Write the data out again in full, with no departure from the original.

Raw data -
__________

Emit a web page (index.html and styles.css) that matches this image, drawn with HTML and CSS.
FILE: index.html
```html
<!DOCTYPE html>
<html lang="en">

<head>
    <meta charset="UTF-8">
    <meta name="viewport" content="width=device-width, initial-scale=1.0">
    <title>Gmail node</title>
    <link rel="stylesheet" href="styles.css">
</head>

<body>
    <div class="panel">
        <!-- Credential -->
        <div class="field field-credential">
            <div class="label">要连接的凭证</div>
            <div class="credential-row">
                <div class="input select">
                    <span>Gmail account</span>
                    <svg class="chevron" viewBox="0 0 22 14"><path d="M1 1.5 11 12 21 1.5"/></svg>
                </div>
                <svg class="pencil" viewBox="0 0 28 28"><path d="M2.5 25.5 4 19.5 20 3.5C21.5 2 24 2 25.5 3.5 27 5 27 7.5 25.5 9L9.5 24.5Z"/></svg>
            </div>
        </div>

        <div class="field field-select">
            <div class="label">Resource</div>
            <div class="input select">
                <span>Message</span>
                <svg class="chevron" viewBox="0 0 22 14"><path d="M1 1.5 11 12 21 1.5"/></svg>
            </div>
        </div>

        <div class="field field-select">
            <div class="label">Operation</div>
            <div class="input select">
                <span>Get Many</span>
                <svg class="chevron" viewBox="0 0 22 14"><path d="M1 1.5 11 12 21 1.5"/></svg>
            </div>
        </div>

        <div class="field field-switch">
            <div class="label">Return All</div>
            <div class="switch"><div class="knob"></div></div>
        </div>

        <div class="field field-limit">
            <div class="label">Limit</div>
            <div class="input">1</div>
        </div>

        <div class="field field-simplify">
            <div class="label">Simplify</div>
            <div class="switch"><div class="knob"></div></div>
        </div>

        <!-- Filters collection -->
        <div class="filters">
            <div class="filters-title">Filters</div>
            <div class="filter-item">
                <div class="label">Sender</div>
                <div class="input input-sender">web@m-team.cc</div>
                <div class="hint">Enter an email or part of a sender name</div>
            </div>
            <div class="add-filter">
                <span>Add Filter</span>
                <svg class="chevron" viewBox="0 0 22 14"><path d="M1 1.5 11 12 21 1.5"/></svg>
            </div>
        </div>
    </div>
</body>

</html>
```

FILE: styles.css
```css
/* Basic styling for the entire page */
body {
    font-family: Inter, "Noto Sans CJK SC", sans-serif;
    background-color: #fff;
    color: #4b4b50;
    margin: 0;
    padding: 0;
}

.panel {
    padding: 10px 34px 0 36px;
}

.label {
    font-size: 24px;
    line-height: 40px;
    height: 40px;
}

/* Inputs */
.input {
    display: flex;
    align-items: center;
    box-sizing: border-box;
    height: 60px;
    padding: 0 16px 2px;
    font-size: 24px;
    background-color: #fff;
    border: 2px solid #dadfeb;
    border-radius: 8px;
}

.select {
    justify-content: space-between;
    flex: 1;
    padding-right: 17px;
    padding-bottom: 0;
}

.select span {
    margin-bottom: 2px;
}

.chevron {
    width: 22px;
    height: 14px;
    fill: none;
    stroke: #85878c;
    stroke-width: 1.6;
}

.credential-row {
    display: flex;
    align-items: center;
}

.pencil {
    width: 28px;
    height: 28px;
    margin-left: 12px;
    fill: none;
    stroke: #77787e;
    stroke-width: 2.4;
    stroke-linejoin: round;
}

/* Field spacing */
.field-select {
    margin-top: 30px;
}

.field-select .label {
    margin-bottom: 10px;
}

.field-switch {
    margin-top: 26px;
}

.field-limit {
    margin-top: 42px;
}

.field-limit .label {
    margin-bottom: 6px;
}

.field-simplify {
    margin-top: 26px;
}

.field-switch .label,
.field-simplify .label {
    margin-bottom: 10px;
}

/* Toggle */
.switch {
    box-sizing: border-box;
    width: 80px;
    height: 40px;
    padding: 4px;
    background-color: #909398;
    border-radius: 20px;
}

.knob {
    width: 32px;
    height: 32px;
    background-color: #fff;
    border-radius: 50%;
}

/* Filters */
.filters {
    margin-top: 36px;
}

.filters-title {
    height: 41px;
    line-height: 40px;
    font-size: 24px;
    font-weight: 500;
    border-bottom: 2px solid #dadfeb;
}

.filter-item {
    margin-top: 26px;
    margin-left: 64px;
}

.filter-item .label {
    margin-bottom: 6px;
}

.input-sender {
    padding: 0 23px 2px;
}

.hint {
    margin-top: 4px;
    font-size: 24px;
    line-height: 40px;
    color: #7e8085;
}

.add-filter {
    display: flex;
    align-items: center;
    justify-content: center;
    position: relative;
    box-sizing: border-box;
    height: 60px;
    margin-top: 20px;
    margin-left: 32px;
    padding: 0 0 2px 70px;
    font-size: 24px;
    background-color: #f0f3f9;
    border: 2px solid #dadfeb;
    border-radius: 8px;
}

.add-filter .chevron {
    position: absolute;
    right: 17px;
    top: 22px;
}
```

__________

Full response -
Emit a web page (index.html and styles.css) that matches this image, drawn with HTML and CSS.
FILE: index.html
```html
<!DOCTYPE html>
<html lang="en">

<head>
    <meta charset="UTF-8">
    <meta name="viewport" content="width=device-width, initial-scale=1.0">
    <title>Gmail node</title>
    <link rel="stylesheet" href="styles.css">
</head>

<body>
    <div class="panel">
        <!-- Credential -->
        <div class="field field-credential">
            <div class="label">要连接的凭证</div>
            <div class="credential-row">
                <div class="input select">
                    <span>Gmail account</span>
                    <svg class="chevron" viewBox="0 0 22 14"><path d="M1 1.5 11 12 21 1.5"/></svg>
                </div>
                <svg class="pencil" viewBox="0 0 28 28"><path d="M2.5 25.5 4 19.5 20 3.5C21.5 2 24 2 25.5 3.5 27 5 27 7.5 25.5 9L9.5 24.5Z"/></svg>
            </div>
        </div>

        <div class="field field-select">
            <div class="label">Resource</div>
            <div class="input select">
                <span>Message</span>
                <svg class="chevron" viewBox="0 0 22 14"><path d="M1 1.5 11 12 21 1.5"/></svg>
            </div>
        </div>

        <div class="field field-select">
            <div class="label">Operation</div>
            <div class="input select">
                <span>Get Many</span>
                <svg class="chevron" viewBox="0 0 22 14"><path d="M1 1.5 11 12 21 1.5"/></svg>
            </div>
        </div>

        <div class="field field-switch">
            <div class="label">Return All</div>
            <div class="switch"><div class="knob"></div></div>
        </div>

        <div class="field field-limit">
            <div class="label">Limit</div>
            <div class="input">1</div>
        </div>

        <div class="field field-simplify">
            <div class="label">Simplify</div>
            <div class="switch"><div class="knob"></div></div>
        </div>

        <!-- Filters collection -->
        <div class="filters">
            <div class="filters-title">Filters</div>
            <div class="filter-item">
                <div class="label">Sender</div>
                <div class="input input-sender">web@m-team.cc</div>
                <div class="hint">Enter an email or part of a sender name</div>
            </div>
            <div class="add-filter">
                <span>Add Filter</span>
                <svg class="chevron" viewBox="0 0 22 14"><path d="M1 1.5 11 12 21 1.5"/></svg>
            </div>
        </div>
    </div>
</body>

</html>
```

FILE: styles.css
```css
/* Basic styling for the entire page */
body {
    font-family: Inter, "Noto Sans CJK SC", sans-serif;
    background-color: #fff;
    color: #4b4b50;
    margin: 0;
    padding: 0;
}

.panel {
    padding: 10px 34px 0 36px;
}

.label {
    font-size: 24px;
    line-height: 40px;
    height: 40px;
}

/* Inputs */
.input {
    display: flex;
    align-items: center;
    box-sizing: border-box;
    height: 60px;
    padding: 0 16px 2px;
    font-size: 24px;
    background-color: #fff;
    border: 2px solid #dadfeb;
    border-radius: 8px;
}

.select {
    justify-content: space-between;
    flex: 1;
    padding-right: 17px;
    padding-bottom: 0;
}

.select span {
    margin-bottom: 2px;
}

.chevron {
    width: 22px;
    height: 14px;
    fill: none;
    stroke: #85878c;
    stroke-width: 1.6;
}

.credential-row {
    display: flex;
    align-items: center;
}

.pencil {
    width: 28px;
    height: 28px;
    margin-left: 12px;
    fill: none;
    stroke: #77787e;
    stroke-width: 2.4;
    stroke-linejoin: round;
}

/* Field spacing */
.field-select {
    margin-top: 30px;
}

.field-select .label {
    margin-bottom: 10px;
}

.field-switch {
    margin-top: 26px;
}

.field-limit {
    margin-top: 42px;
}

.field-limit .label {
    margin-bottom: 6px;
}

.field-simplify {
    margin-top: 26px;
}

.field-switch .label,
.field-simplify .label {
    margin-bottom: 10px;
}

/* Toggle */
.switch {
    box-sizing: border-box;
    width: 80px;
    height: 40px;
    padding: 4px;
    background-color: #909398;
    border-radius: 20px;
}

.knob {
    width: 32px;
    height: 32px;
    background-color: #fff;
    border-radius: 50%;
}

/* Filters */
.filters {
    margin-top: 36px;
}

.filters-title {
    height: 41px;
    line-height: 40px;
    font-size: 24px;
    font-weight: 500;
    border-bottom: 2px solid #dadfeb;
}

.filter-item {
    margin-top: 26px;
    margin-left: 64px;
}

.filter-item .label {
    margin-bottom: 6px;
}

.input-sender {
    padding: 0 23px 2px;
}

.hint {
    margin-top: 4px;
    font-size: 24px;
    line-height: 40px;
    color: #7e8085;
}

.add-filter {
    display: flex;
    align-items: center;
    justify-content: center;
    position: relative;
    box-sizing: border-box;
    height: 60px;
    margin-top: 20px;
    margin-left: 32px;
    padding: 0 0 2px 70px;
    font-size: 24px;
    background-color: #f0f3f9;
    border: 2px solid #dadfeb;
    border-radius: 8px;
}

.add-filter .chevron {
    position: absolute;
    right: 17px;
    top: 22px;
}
```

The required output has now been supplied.